● **Supplied information**:
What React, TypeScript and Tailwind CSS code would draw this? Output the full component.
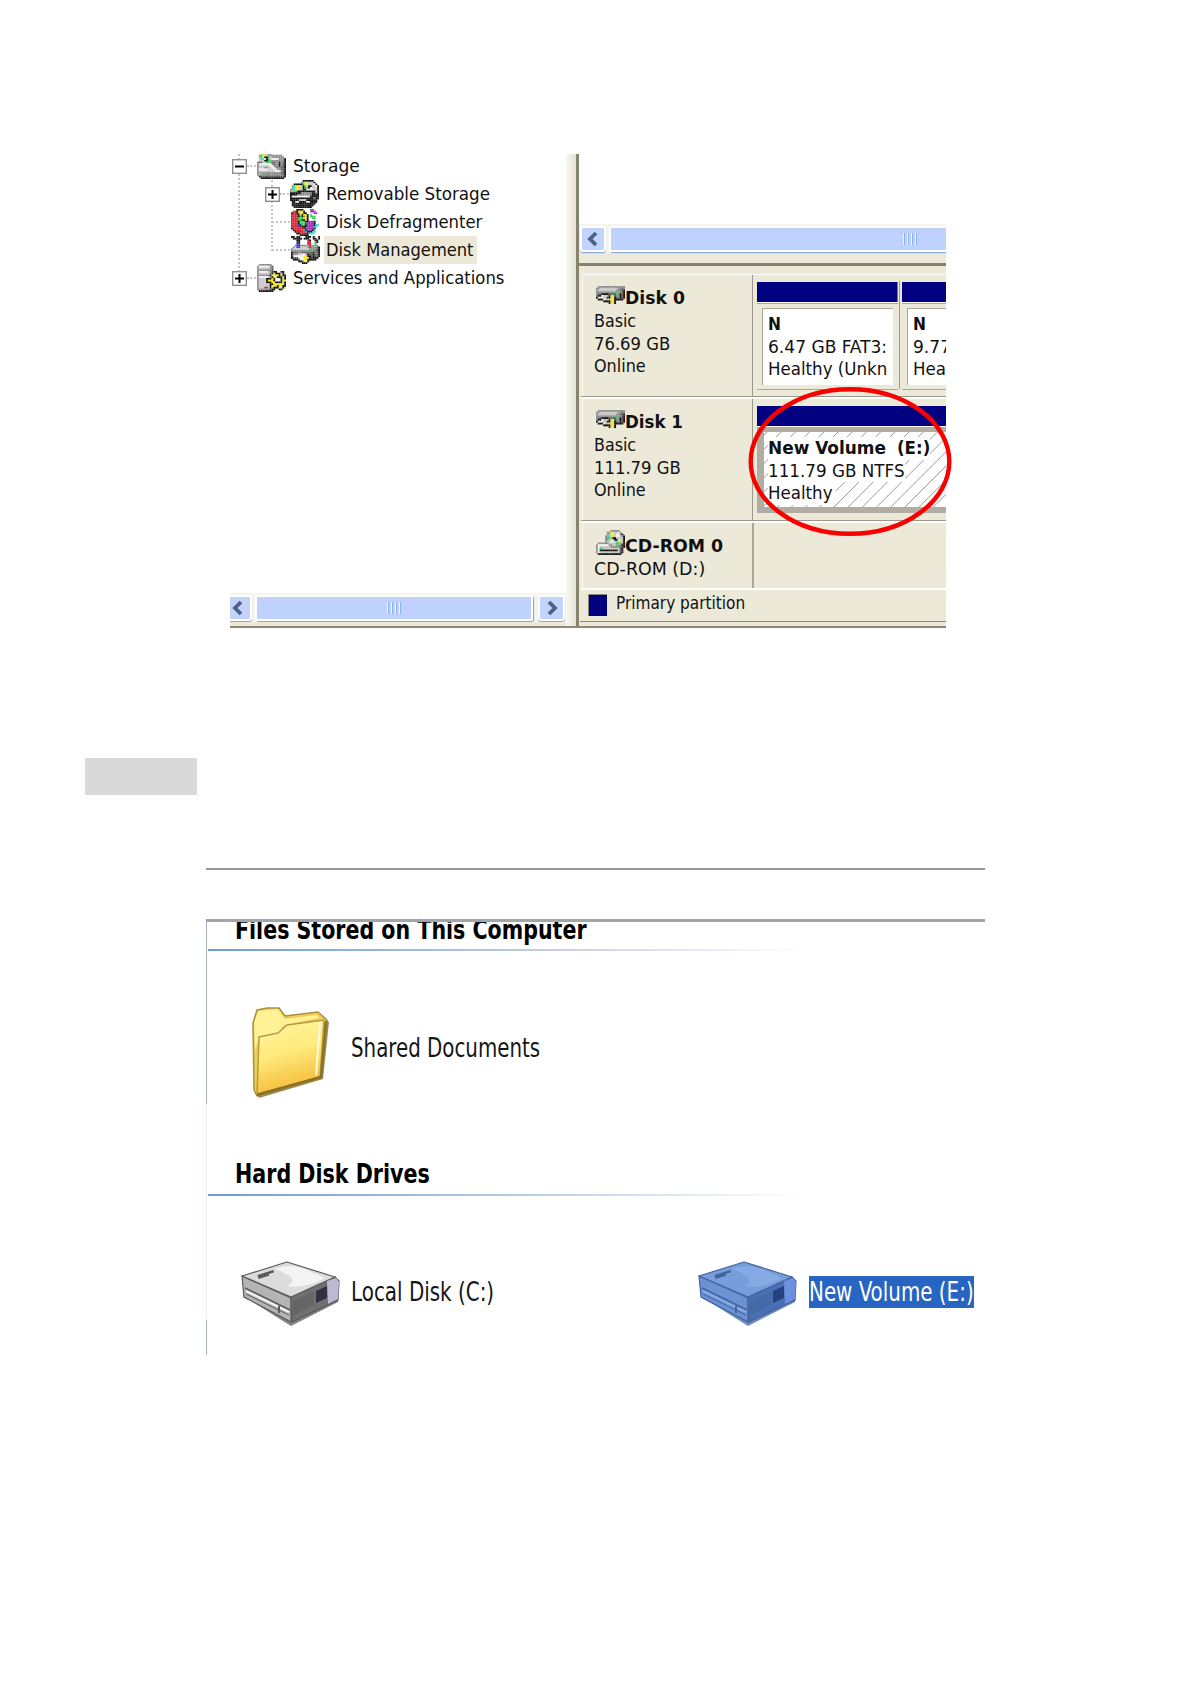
import React, { useLayoutEffect, useRef, useState } from 'react';

interface LabelProps {
  children: string;
  width: number;
  className?: string;
}

// Text squeezed or stretched to a given width
const Label: React.FC<LabelProps> = ({ children, width, className = '' }) => {
  const ref = useRef<HTMLSpanElement>(null);
  const [scale, setScale] = useState(1);

  useLayoutEffect(() => {
    if (ref.current) setScale(width / ref.current.offsetWidth);
  }, [width]);

  return (
    <span className={`block shrink-0 ${className}`} style={{ width }}>
      <span ref={ref} className="inline-block origin-left whitespace-pre" style={{ transform: `scaleX(${scale})` }}>
        {children}
      </span>
    </span>
  );
};

const PALETTE: Record<string, string> = {
  k: '#111111',
  d: '#5c5c5c',
  g: '#8d8d8d',
  l: '#c6c6c6',
  w: '#f4f4f4',
  y: '#f2e52c',
  o: '#8f8412',
  e: '#35cf55',
  c: '#35d3d3',
  r: '#d61f2c',
  m: '#9d2cb4',
  b: '#2438c4',
};

const STORAGE = [
  '..eyylgg........',
  '.eeyylgggggggg..',
  '.ceykkglggggggg.',
  '.lccwkelwwwwgggk',
  '.lllkkeegggggggk',
  'gddlleegddggkgdk',
  'gwwwwwwwgdggkgdk',
  'gllllllwwgggkgdk',
  'glllggllwwgggddk',
  'gwwwwwlllwwggddk',
  'glllllllllwwwgdk',
  'gggggggggggggddk',
  'glegggggggggggdk',
  '.kdddddddddddddk',
  '..kkkkkkkkkkkkk.',
];

const REMOVABLE = [
  '.......kkkkkk...',
  '......gcyylllk..',
  '..kkkkkeyylllwk.',
  '.gcyyylkeykkllwk',
  '.ccyyllkeekwlllk',
  'gecyyllkkwwwwllk',
  'gleekkkkkkkkkklk',
  'kkkkkkggggggkkgk',
  'kkkkggggggggkkkk',
  'kwwwwwwwwwwkkkkk',
  'kkkkkkkkkkkkkgkk',
  'kkkkkllllkkkkkk.',
  '.kkwwkkkkwwkkkk.',
  '.kkkkkkkkkkkkk..',
  '.kkkkkkkkkkkk...',
  '..kkkkkkkkkk....',
];

const DEFRAG = [
  '...kkkk....mm...',
  '.rrkyyyk...mmm..',
  'krrkoyykk....mm.',
  'rrrrkykyyk.e....',
  'rrrrkekoyk.eee..',
  'rrrreeeyyk..ee..',
  'rrrroekkyk......',
  'rrrrkeeekkmmmk..',
  'rrrrkeeemmmmmk..',
  'rrrrbkeekmmmmkcc',
  'rrrrrbkkkmmmmcc.',
  'krrrrrrkmmmmmk..',
  '.krrrrrckmmmkc..',
  '..krrrrrckkkcc..',
  '...kkrrrrkccc...',
  '.....kkkkk......',
];

const MANAGEMENT = [
  'kk.kk...kkk.k..k',
  '.kkkkk.kkk..kk.k',
  '...kk....rk..kk.',
  '...bk....rr..ek.',
  '...bb....rr..e..',
  '..gbbgggggrggeg.',
  '.glbbllllgrgggdk',
  'glllllllllggggdk',
  'ggggggggggeegddk',
  'kdddggddddddkgdk',
  'kgggllwwgkddkddk',
  'klwwwwwyykkdkddk',
  'kdddwwwyyykdkkk.',
  '.kkkdwwyykkkkk..',
  '....kkdyyk......',
  '......kkk.......',
];

const SERVICES = [
  '.ggggggg........',
  'gwwwwwwgd.......',
  'gllllllgd.......',
  'ggggggggd.......',
  'gwwwwwlgdkk..kk.',
  'gllllllgkykkkyk.',
  'gggggggkyyyykykk',
  'gwwwwwlgkyykkkyk',
  'gllllkkkyk...kyk',
  'gllllkyyyk...kyy',
  'gllllkkkyykkkkyk',
  'gllllllkkyyyyyyk',
  'gllllllkyyykyykk',
  'glllrrlkykkkyyk.',
  'gggggggdkk..kk..',
  '.kkkkkkkk.......',
];

const DISK = [
  '.ggggggggggggggg',
  'ggllllllllllggdg',
  'gllllllllllggddk',
  'ggggggggggegggdk',
  'gddkkkkddddegkdk',
  'gkkwlllkyydggkdk',
  'kwwwllkkyykdgkdk',
  '.kkkwlllyykkkkk.',
  '....kkkkyyk.....',
  '.......kyyk.....',
];

const CDROM = [
  '........ggggg...',
  '......ggyyllwg..',
  '......gcyylwwgk.',
  '.....gccyylwwlgk',
  '.....geelkkllllk',
  '.....gelllkkwylk',
  '.....gllwwlcyylk',
  '.gggggglllleecgk',
  'gwwwwwwgglleegkk',
  'gwllllllgggggddk',
  'gweellllllllldk.',
  'gwkkkkkkkkkkldk.',
  'gwllllllllllldk.',
  '.kkkkkkkkkkkkk..',
];

const PixelIcon: React.FC<{ map: string[]; className: string }> = ({ map, className }) => (
  <svg viewBox={`0 0 16 ${map.length}`} preserveAspectRatio="none" className={`block shrink-0 ${className}`}>
    {map.flatMap((line, y) =>
      line.split('').map((ch, x) =>
        ch === '.' ? null : <rect key={`${x}-${y}`} x={x} y={y} width={1.05} height={1.05} fill={PALETTE[ch]} />
      )
    )}
  </svg>
);

const Expander: React.FC<{ open?: boolean }> = ({ open }) => (
  <svg viewBox="0 0 15 15" className="block w-[15px] h-[15px] shrink-0">
    <rect x="0.7" y="0.7" width="13.6" height="13.6" fill="#fff" stroke="#8f8f8f" strokeWidth="1.4" />
    <path d={open ? 'M3 7.5h9' : 'M3 7.5h9M7.5 3v9'} stroke="#000" strokeWidth="2" />
  </svg>
);

const Dots = () => <div className="w-[9px] shrink-0 border-t-2 border-dotted border-[#c4c4c4]" />;

const Tree = () => (
  <div className="relative h-[439px] overflow-hidden text-[17px] leading-[28px] text-[#111]">
    <div className="absolute left-[8px] top-0 h-[118px] border-l-2 border-dotted border-[#c4c4c4]" />
    <div className="absolute left-[41px] top-[26px] h-[71px] border-l-2 border-dotted border-[#c4c4c4]" />
    <div className="relative -mt-[2px]">
      <div className="flex items-center h-[28px] pl-[2px]">
        <Expander open />
        <Dots />
        <PixelIcon map={STORAGE} className="w-[29px] h-[26px] ml-[1px] mr-[7px]" />
        <Label width={67}>Storage</Label>
      </div>
      <div className="flex items-center h-[28px] pl-[35px]">
        <Expander />
        <Dots />
        <PixelIcon map={REMOVABLE} className="w-[29px] h-[28px] ml-[1px] mr-[7px]" />
        <Label width={164}>Removable Storage</Label>
      </div>
      <div className="flex items-center h-[28px] pl-[42px]">
        <div className="w-[18px] shrink-0 border-t-2 border-dotted border-[#c4c4c4]" />
        <PixelIcon map={DEFRAG} className="w-[28px] h-[27px] ml-[1px] mr-[7px]" />
        <Label width={156}>Disk Defragmenter</Label>
      </div>
      <div className="flex items-center h-[28px] pl-[42px]">
        <div className="w-[18px] shrink-0 border-t-2 border-dotted border-[#c4c4c4]" />
        <PixelIcon map={MANAGEMENT} className="w-[29px] h-[28px] ml-[1px] mr-[4px]" />
        <div className="bg-[#ece9d8] w-[153px] pl-[2px]">
          <Label width={147}>Disk Management</Label>
        </div>
      </div>
      <div className="flex items-center h-[28px] pl-[2px]">
        <Expander />
        <Dots />
        <PixelIcon map={SERVICES} className="w-[29px] h-[28px] ml-[1px] mr-[7px]" />
        <Label width={211}>Services and Applications</Label>
      </div>
    </div>
  </div>
);

const ScrollArrow: React.FC<{ right?: boolean; className: string }> = ({ right, className }) => (
  <div
    className={`flex items-center justify-center shrink-0 h-[26px] rounded-[3px] border-2 border-white bg-[#c2d3fc] shadow-[0_1px_1px_#7f9fdc] ${className}`}
  >
    <svg viewBox="0 0 12 16" className="w-[12px] h-[16px]">
      <path d={right ? 'M3 2l6 6-6 6' : 'M9 2L3 8l6 6'} fill="none" stroke="#4d6185" strokeWidth="3.8" />
    </svg>
  </div>
);

const Grip = () => (
  <div className="flex gap-[2px]">
    {[0, 1, 2, 3].map((i) => (
      <div key={i} className="w-[2px] h-[12px] border-l border-[#eef4fe] bg-[#8cb0f8]" />
    ))}
  </div>
);

const DriveHeading: React.FC<{ map: string[]; name: string; width: number; icon: string }> = ({
  map,
  name,
  width,
  icon,
}) => (
  <div className="flex h-[23px] pl-[2px]">
    <PixelIcon map={map} className={icon} />
    <Label width={width} className="font-bold">
      {name}
    </Label>
  </div>
);

const DiskCell: React.FC<{ children: React.ReactNode; className?: string }> = ({ children, className = '' }) => (
  <div className={`w-[170px] ml-[3px] pl-[11px] shrink-0 border-l border-[#faf9f4] ${className}`}>{children}</div>
);

const Row: React.FC<{ children: React.ReactNode; className: string }> = ({ children, className }) => (
  <div className={`flex shrink-0 overflow-hidden ${className}`}>{children}</div>
);

const Rule = () => <div className="h-[3px] shrink-0 ml-[2px] border-t border-[#9c998c] bg-[#fffffa]" />;

const Partition: React.FC<{ lines: [string, number][]; name: string; className: string; box: string }> = ({
  lines,
  name,
  className,
  box,
}) => (
  <div className={`shrink-0 h-[108px] border-b border-[#aaa796] ${className}`}>
    <div className="h-[20px] bg-[#000080] border-r border-[#77756e]" />
    <div className="h-[1px] bg-white" />
    <div className="h-[1px] bg-[#aaa796]" />
    <div
      className={`mt-[4px] ml-[5px] h-[77px] border-t border-l border-[#aaa796] bg-white pl-[5px] pt-[4px] overflow-hidden ${box}`}
    >
      <Label width={13} className="font-bold">
        {name}
      </Label>
      {lines.map(([text, width]) => (
        <Label key={text} width={width}>
          {text}
        </Label>
      ))}
    </div>
  </div>
);

const DiskList = () => (
  <div className="text-[18.5px] leading-[22.6px] text-[#111]">
    <Row className="h-[121px]">
      <DiskCell className="pt-[12px]">
        <DriveHeading map={DISK} name="Disk 0" width={60} icon="w-[29px] h-[18px] -mt-[1px]" />
        <Label width={42}>Basic</Label>
        <Label width={76}>76.69 GB</Label>
        <Label width={52}>Online</Label>
      </DiskCell>
      <div className="flex flex-1 border-l border-[#9c998c] pl-[4px] pt-[7px] min-w-0">
        <Partition
          name="N"
          lines={[
            ['6.47 GB FAT3:', 119],
            ['Healthy (Unkn', 119],
          ]}
          className="w-[141px]"
          box="w-[131px]"
        />
        <div className="w-[3px] shrink-0 h-[108px] border-l border-[#9c998c] ml-[1px] -mt-[1px]" />
        <Partition
          name="N"
          lines={[
            ['9.77', 38],
            ['Hea', 33],
          ]}
          className="w-[80px]"
          box="w-[80px]"
        />
      </div>
    </Row>
    <Rule />
    <Row className="h-[121px]">
      <DiskCell className="pt-[12px]">
        <DriveHeading map={DISK} name="Disk 1" width={58} icon="w-[29px] h-[18px] -mt-[1px]" />
        <Label width={42}>Basic</Label>
        <Label width={87}>111.79 GB</Label>
        <Label width={52}>Online</Label>
      </DiskCell>
      <div className="flex-1 border-l border-[#9c998c] pl-[4px] pt-[7px]">
        <div className="h-[20px] bg-[#000080]" />
        <div className="h-[87px] bg-[#b1ada0] border-t border-white pt-[5px] pl-[7px]">
          <div className="relative h-[75px] bg-white overflow-hidden">
            <svg viewBox="0 0 182 75" className="absolute inset-0 w-[182px] h-[75px]">
              {Array.from({ length: 19 }, (_, i) => (
                <path key={i} d={`M${i * 14.2 - 72} 75l75-75`} stroke="#9a9a9a" strokeWidth="1" />
              ))}
            </svg>
            <div className="relative pt-[5px] pl-[4px]">
              <div className="flex w-max bg-white">
                <Label width={118} className="font-bold">
                  New Volume
                </Label>
                <Label width={33} className="font-bold ml-[11px]">
                  (E:)
                </Label>
              </div>
              <div className="w-max bg-white">
                <Label width={137}>111.79 GB NTFS</Label>
              </div>
              <div className="w-max bg-white pr-[3px]">
                <Label width={65}>Healthy</Label>
              </div>
            </div>
          </div>
        </div>
      </div>
    </Row>
    <Rule />
    <Row className="h-[65px]">
      <DiskCell className="pt-[12px]">
        <DriveHeading map={CDROM} name="CD-ROM 0" width={98} icon="w-[29px] h-[25px] -mt-[5px]" />
        <Label width={111}>CD-ROM (D:)</Label>
      </DiskCell>
      <div className="flex-1 border-l-2 border-[#aaa796]" />
    </Row>
    <div className="h-[2px] ml-[2px] bg-[#fffffa]" />
    <div className="flex h-[32px] pl-[8px] ml-[1px] border-b border-[#8b8879]">
      <div className="w-[19px] h-[22px] mt-[4px] bg-[#000080] border-t border-l border-[#8b8879]" />
      <Label width={129} className="ml-[9px] mt-[2px]">
        Primary partition
      </Label>
    </div>
  </div>
);

const DiskManagement = () => (
  <div className="relative flex w-[716px] h-[474px] ml-[230px] border-b-2 border-[#8b8879]">
    <div className="w-[336px] shrink-0">
      <Tree />
      <div className="flex items-center h-[29px] bg-[#f6f4ee] overflow-hidden">
        <ScrollArrow className="w-[28px] -ml-[6px]" />
        <div className="flex items-center justify-center w-[278px] h-[26px] ml-[3px] mr-[5px] rounded-[3px] border-2 border-white bg-linear-to-b from-[#c0d0fc] to-[#bfd3ff] shadow-[1px_1px_1px_#7f9fdc]">
          <Grip />
        </div>
        <ScrollArrow right className="w-[27px]" />
      </div>
      <div className="h-[4px] bg-[#ece9d8]" />
    </div>
    <div className="w-[13px] shrink-0 bg-linear-to-r from-[#f8f7f2] to-[#e6e3d2] border-r-[3px] border-[#86846f]" />
    <div className="w-[367px] shrink-0 bg-[#ece9d8] overflow-hidden">
      <div className="h-[70px] bg-white" />
      <div className="flex items-center h-[29px] bg-[#f6f4ee] pl-[1px]">
        <ScrollArrow className="w-[26px]" />
        <div className="flex items-center justify-start w-[360px] shrink-0 h-[26px] ml-[3px] pl-[292px] rounded-[3px] border-2 border-white bg-linear-to-b from-[#c0d0fc] to-[#bfd3ff] shadow-[1px_1px_1px_#7f9fdc]">
          <Grip />
        </div>
      </div>
      <div className="h-[10px]" />
      <div className="h-[3px] bg-[#85836f]" />
      <div className="h-[8px]" />
      <div className="h-[1px] ml-[3px] bg-white" />
      <DiskList />
    </div>
    {/* Red marker around the new volume */}
    <svg viewBox="0 0 204 150" className="absolute left-[518px] top-[232px] w-[204px] h-[150px]">
      <ellipse cx="102" cy="75.5" rx="99.3" ry="72.3" fill="none" stroke="#f80000" strokeWidth="4.4" />
    </svg>
  </div>
);

const FolderIcon = () => (
  <svg viewBox="0 0 80 94" className="block w-[80px] h-[94px] shrink-0">
    <defs>
      <linearGradient id="folder" x1="0" y1="0" x2="0.25" y2="1">
        <stop offset="0" stopColor="#fff6a6" />
        <stop offset="0.5" stopColor="#ffeb7c" />
        <stop offset="1" stopColor="#f6bd3c" />
      </linearGradient>
    </defs>
    <path d="M8 92L72 73 78 16 72 12 70 66 6 86z" fill="#756322" opacity="0.75" />
    <path
      d="M2 17L6 4 16 2 28 2 34 10 67 6 76 14 70 72 6 90 3 84z"
      fill="#f1ce55"
      stroke="#aa913b"
      strokeWidth="1.5"
      strokeLinejoin="round"
    />
    <path d="M3 17L7 5 27 3 34 13 66 9 68 12 33 19 27 27 8 31 4 44z" fill="#fff195" />
    <path
      d="M8 31L27 27 36 19 73 14 69 71 6 88z"
      fill="url(#folder)"
      stroke="#b69a45"
      strokeWidth="1.5"
      strokeLinejoin="round"
    />
    <path d="M69 17L65 69" stroke="#fffbe0" strokeWidth="2" />
    <path d="M6 89L70 71 75 15" fill="none" stroke="#897125" strokeWidth="2.4" />
  </svg>
);

const GREY_DRIVE = ['#dcdcdc', '#b4b4b4', '#707070', '#5a5a5a', '#bdb9d2', '#30303e', '#f4f4f4'];
const BLUE_DRIVE = ['#779ddb', '#6c92d2', '#4a6fb4', '#42639f', '#6d8fdc', '#27407f', '#86abe4'];

const DriveIcon: React.FC<{ colors: string[] }> = ({ colors }) => {
  const [top, side, front, edge, cap, port, shine] = colors;
  return (
    <svg viewBox="0 0 100 66" className="block w-[100px] h-[66px] shrink-0">
      <path d="M4 36L50 65 97 41 97 36 51 55z" fill={edge} opacity="0.75" />
      <path d="M1 15L50 37 50 61 3 36z" fill={side} stroke={edge} strokeWidth="1.2" />
      <path d="M50 36L94 16 98 20 97 39 51 61z" fill={front} stroke={edge} strokeWidth="1.2" />
      <path d="M1 15L46 1 94 16 50 36z" fill={top} stroke={edge} strokeWidth="1.2" strokeLinejoin="round" />
      <path d="M34 8Q49 2 64 8L84 17Q65 28 46 25 61 18 34 8z" fill={shine} />
      <path d="M17 16L33 11" stroke={edge} strokeWidth="4" />
      <path d="M28 14L34 12" stroke={shine} strokeWidth="1.5" />
      <path d="M4 27L49 49" stroke={edge} strokeWidth="1.6" />
      <path d="M5 30L48 51" stroke={shine} strokeWidth="2" />
      <path d="M5 33L48 54" stroke={edge} strokeWidth="1" />
      <path d="M38 45v7" stroke={edge} strokeWidth="2" />
      <path d="M86 20L95 17 98 21 97 38 87 43z" fill={cap} />
      <path d="M75 30L86 25 86 37 75 42z" fill={port} />
      <path d="M52 40L73 31 73 43 52 55z" fill={edge} opacity="0.5" />
    </svg>
  );
};

const MyComputer = () => (
  <div className="ml-[206px] w-[779px] text-[26px] leading-[32px] text-[#151515]">
    <div className="h-[2px] bg-[#92979d]" />
    <div className="h-[49px]" />
    <div className="h-[3px] bg-[#a0a6aa]" />
    <div className="relative h-[433px]">
      <div className="absolute left-0 top-0 w-px h-[182px] bg-[#a6b0bd]" />
      <div className="absolute left-0 top-[182px] w-px h-[216px] bg-[#e9eff4]" />
      <div className="absolute left-0 top-[398px] w-px h-[35px] bg-[#a6b0bd]" />
      <div className="h-[27px] overflow-hidden">
        <Label width={352} className="ml-[29px] -mt-[8px] font-bold text-black">
          Files Stored on This Computer
        </Label>
      </div>
      <div className="h-[2px] w-[600px] ml-[2px] bg-linear-to-r from-[#6f9ad8] via-[#b5c9df] to-white" />
      <div className="flex items-center h-[204px] pl-[45px]">
        <FolderIcon />
        <Label width={189} className="ml-[20px] -mt-[11px]">
          Shared Documents
        </Label>
      </div>
      <Label width={195} className="ml-[29px] pt-[3px] h-[39px] font-bold text-black">
        Hard Disk Drives
      </Label>
      <div className="h-[2px] w-[600px] ml-[2px] bg-linear-to-r from-[#6f9ad8] via-[#b5c9df] to-white" />
      <div className="flex pl-[35px] pt-[65px]">
        <div className="flex w-[457px] shrink-0">
          <DriveIcon colors={GREY_DRIVE} />
          <Label width={143} className="ml-[10px] mt-[15px]">
            Local Disk (C:)
          </Label>
        </div>
        <DriveIcon colors={BLUE_DRIVE} />
        <div className="ml-[11px] mt-[15px] w-[165px] h-[32px] bg-[#2864c1] text-white">
          <Label width={165}>New Volume (E:)</Label>
        </div>
      </div>
    </div>
  </div>
);

const App = () => (
  <div className="w-[1190px] h-[1684px] overflow-hidden bg-white pt-[154px] font-['DejaVu_Sans_Condensed','DejaVu_Sans',sans-serif]">
    <DiskManagement />
    <div className="mt-[130px] ml-[85px] w-[112px] h-[37px] bg-[#d9d9d9]" />
    <div className="h-[73px]" />
    <MyComputer />
  </div>
);

export default App;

● **Problem requirements**:
Only the lines from the top of the data through the line with "const [scale, setScale] = useState(1);" should be quoted, exactly and with both ends kept; skip the pictures.

● **Finished exercise**:
What React, TypeScript and Tailwind CSS code would draw this? Output the full component.
import React, { useLayoutEffect, useRef, useState } from 'react';

interface LabelProps {
  children: string;
  width: number;
  className?: string;
}

// Text squeezed or stretched to a given width
const Label: React.FC<LabelProps> = ({ children, width, className = '' }) => {
  const ref = useRef<HTMLSpanElement>(null);
  const [scale, setScale] = useState(1);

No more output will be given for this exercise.